■ Your objective ■
With pictures left out, extract every line between the start of the records below and the line holding "import React from", inclusive.

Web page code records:
—————

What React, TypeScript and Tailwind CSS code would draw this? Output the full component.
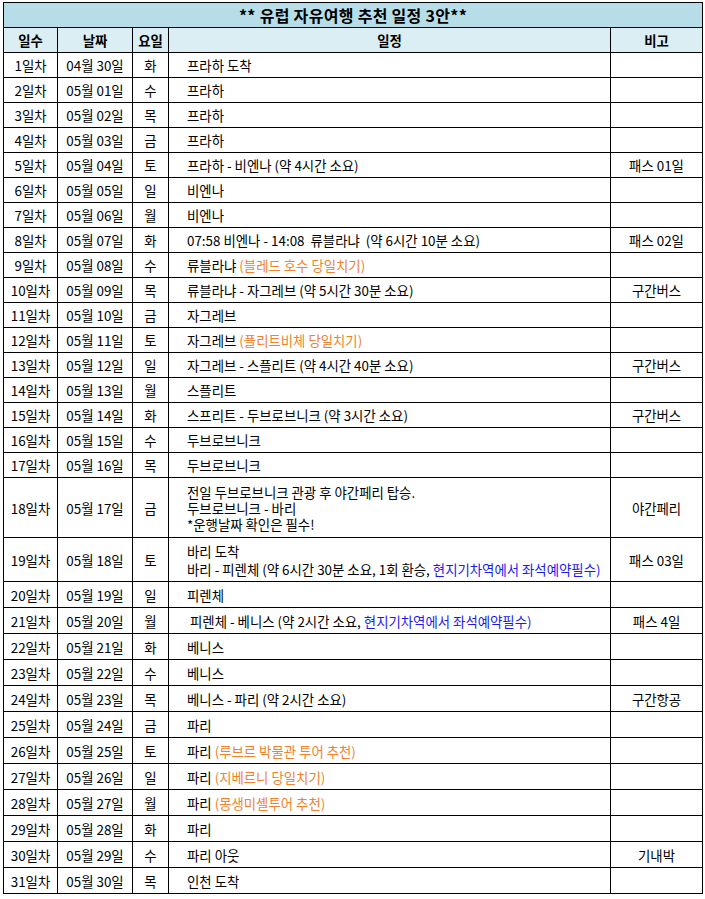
import React from "react";

type Part = { t: string; c?: "orange" | "blue" };
type Row = {
  day: string;
  date: string;
  dow: string;
  plan: Part[][];
  note?: string;
  h: string;
  lead?: string;
  indent?: boolean;
};

const P = (t: string, c?: "orange" | "blue"): Part => ({ t, c });

const rows: Row[] = [
  { day: "1일차", date: "04월 30일", dow: "화", plan: [[P("프라하 도착")]], h: "h-[25px]" },
  { day: "2일차", date: "05월 01일", dow: "수", plan: [[P("프라하")]], h: "h-[25px]" },
  { day: "3일차", date: "05월 02일", dow: "목", plan: [[P("프라하")]], h: "h-[25px]" },
  { day: "4일차", date: "05월 03일", dow: "금", plan: [[P("프라하")]], h: "h-[25px]" },
  { day: "5일차", date: "05월 04일", dow: "토", plan: [[P("프라하 - 비엔나 (약 4시간 소요)")]], note: "패스 01일", h: "h-[25px]" },
  { day: "6일차", date: "05월 05일", dow: "일", plan: [[P("비엔나")]], h: "h-[25px]" },
  { day: "7일차", date: "05월 06일", dow: "월", plan: [[P("비엔나")]], h: "h-[25px]" },
  { day: "8일차", date: "05월 07일", dow: "화", plan: [[P("07:58 비엔나 - 14:08  류블라냐  (약 6시간 10분 소요)")]], note: "패스 02일", h: "h-[25px]" },
  { day: "9일차", date: "05월 08일", dow: "수", plan: [[P("류블라냐 "), P("(블레드 호수 당일치기)", "orange")]], h: "h-[25px]" },
  { day: "10일차", date: "05월 09일", dow: "목", plan: [[P("류블라냐 - 자그레브 (약 5시간 30분 소요)")]], note: "구간버스", h: "h-[25px]" },
  { day: "11일차", date: "05월 10일", dow: "금", plan: [[P("자그레브")]], h: "h-[25px]" },
  { day: "12일차", date: "05월 11일", dow: "토", plan: [[P("자그레브 "), P("(플리트비체 당일치기)", "orange")]], h: "h-[25px]" },
  { day: "13일차", date: "05월 12일", dow: "일", plan: [[P("자그레브 - 스플리트 (약 4시간 40분 소요)")]], note: "구간버스", h: "h-[25px]" },
  { day: "14일차", date: "05월 13일", dow: "월", plan: [[P("스플리트")]], h: "h-[25px]" },
  { day: "15일차", date: "05월 14일", dow: "화", plan: [[P("스프리트 - 두브로브니크 (약 3시간 소요)")]], note: "구간버스", h: "h-[25px]" },
  { day: "16일차", date: "05월 15일", dow: "수", plan: [[P("두브로브니크")]], h: "h-[25px]" },
  { day: "17일차", date: "05월 16일", dow: "목", plan: [[P("두브로브니크")]], h: "h-[25px]" },
  {
    day: "18일차",
    date: "05월 17일",
    dow: "금",
    plan: [[P("전일 두브로브니크 관광 후 야간페리 탑승.")], [P("두브로브니크 - 바리")], [P("*운행날짜 확인은 필수!")]],
    note: "야간페리",
    h: "h-[60px]",
    lead: "leading-[16px]",
  },
  {
    day: "19일차",
    date: "05월 18일",
    dow: "토",
    plan: [[P("바리 도착")], [P("바리 - 피렌체 (약 6시간 30분 소요, 1회 환승, "), P("현지기차역에서 좌석예약필수)", "blue")]],
    note: "패스 03일",
    h: "h-[44px]",
    lead: "leading-[18px]",
  },
  { day: "20일차", date: "05월 19일", dow: "일", plan: [[P("피렌체")]], h: "h-[26px]" },
  {
    day: "21일차",
    date: "05월 20일",
    dow: "월",
    plan: [[P("피렌체 - 베니스 (약 2시간 소요, "), P("현지기차역에서 좌석예약필수)", "blue")]],
    note: "패스 4일",
    h: "h-[26px]",
    indent: true,
  },
  { day: "22일차", date: "05월 21일", dow: "화", plan: [[P("베니스")]], h: "h-[26px]" },
  { day: "23일차", date: "05월 22일", dow: "수", plan: [[P("베니스")]], h: "h-[26px]" },
  { day: "24일차", date: "05월 23일", dow: "목", plan: [[P("베니스 - 파리 (약 2시간 소요)")]], note: "구간항공", h: "h-[26px]" },
  { day: "25일차", date: "05월 24일", dow: "금", plan: [[P("파리")]], h: "h-[26px]" },
  { day: "26일차", date: "05월 25일", dow: "토", plan: [[P("파리 "), P("(루브르 박물관 투어 추천)", "orange")]], h: "h-[26px]" },
  { day: "27일차", date: "05월 26일", dow: "일", plan: [[P("파리 "), P("(지베르니 당일치기)", "orange")]], h: "h-[26px]" },
  { day: "28일차", date: "05월 27일", dow: "월", plan: [[P("파리 "), P("(몽생미셸투어 추천)", "orange")]], h: "h-[26px]" },
  { day: "29일차", date: "05월 28일", dow: "화", plan: [[P("파리")]], h: "h-[26px]" },
  { day: "30일차", date: "05월 29일", dow: "수", plan: [[P("파리 아웃")]], note: "기내박", h: "h-[26px]" },
  { day: "31일차", date: "05월 30일", dow: "목", plan: [[P("인천 도착")]], h: "h-[26px]" },
];

const cell = "border border-black p-0 align-middle";

export default function App() {
  return (
    <div
      className="bg-white w-[705px] h-[899px] pt-[2px] pl-[3px] text-black"
      style={{ fontFamily: '"Noto Sans CJK KR", "Noto Sans", sans-serif' }}
    >
      <table className="border-collapse table-fixed w-[700px] text-[13.4px] leading-[18px]">
        <colgroup>
          <col className="w-[54px]" />
          <col className="w-[75px]" />
          <col className="w-[36px]" />
          <col className="w-[442px]" />
          <col className="w-[92px]" />
        </colgroup>
        <tbody>
          {/* Title */}
          <tr>
            <td colSpan={5} className={`${cell} h-[25px] bg-[#b7dee8] text-center font-bold text-[16px] tracking-[0.3px]`}>
              ** 유럽 자유여행 추천 일정 3안**
            </td>
          </tr>

          {/* Header */}
          <tr className="bg-[#daeef3] font-bold text-[13.4px]">
            <td className={`${cell} h-[25px] text-center`}>일수</td>
            <td className={`${cell} text-center`}>날짜</td>
            <td className={`${cell} text-center`}>요일</td>
            <td className={`${cell} text-center`}>일정</td>
            <td className={`${cell} text-center`}>비고</td>
          </tr>

          {rows.map((r) => (
            <tr key={r.day}>
              <td className={`${cell} ${r.h} text-center`}>{r.day}</td>
              <td className={`${cell} text-center`}>{r.date}</td>
              <td className={`${cell} text-center`}>{r.dow}</td>
              <td className={`${cell} ${r.indent ? "pl-[21px]" : "pl-[18px]"} whitespace-pre ${r.lead ?? ""}`}>
                {r.plan.map((line, i) => (
                  <div key={i}>
                    {line.map((p, j) => (
                      <span
                        key={j}
                        className={
                          p.c === "orange" ? "text-[#f0822d]" : p.c === "blue" ? "text-[#1a1aef]" : ""
                        }
                      >
                        {p.t}
                      </span>
                    ))}
                  </div>
                ))}
              </td>
              <td className={`${cell} text-center`}>{r.note ?? ""}</td>
            </tr>
          ))}
        </tbody>
      </table>
    </div>
  );
}
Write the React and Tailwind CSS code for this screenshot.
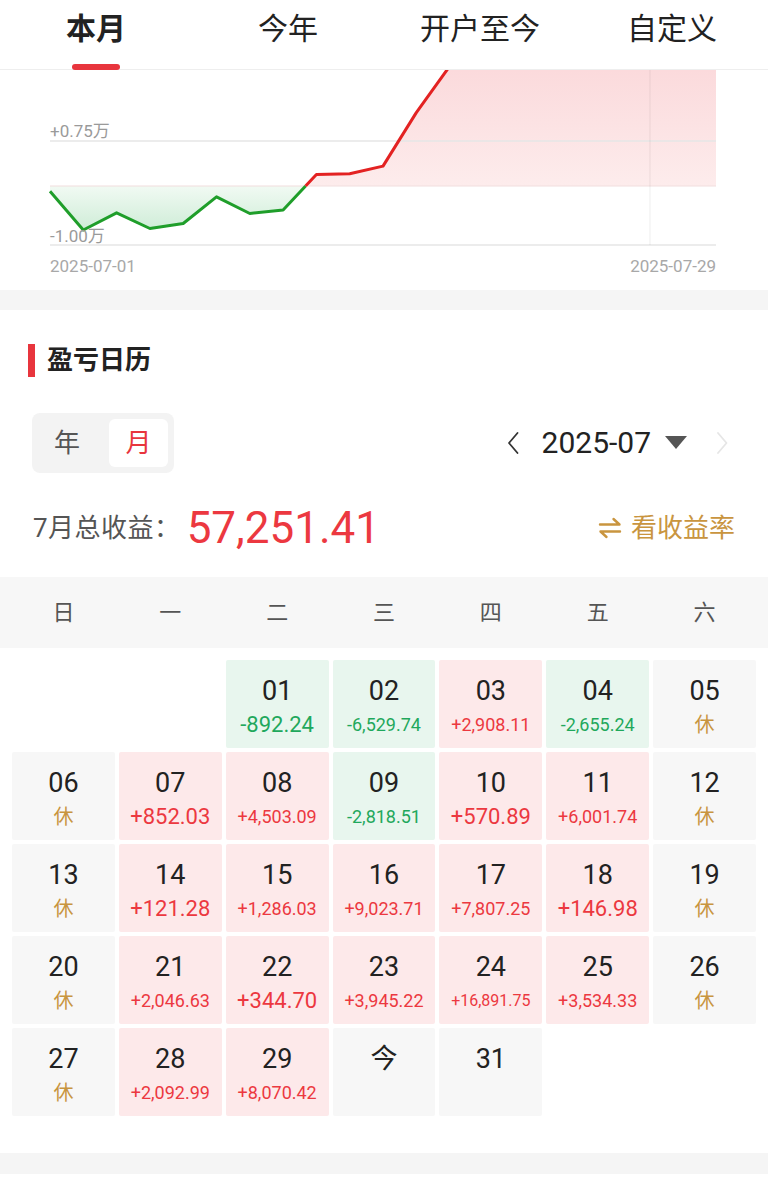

—————

■ The response ■
What React, TypeScript and Tailwind CSS code would draw this? Output the full component.
import React from "react";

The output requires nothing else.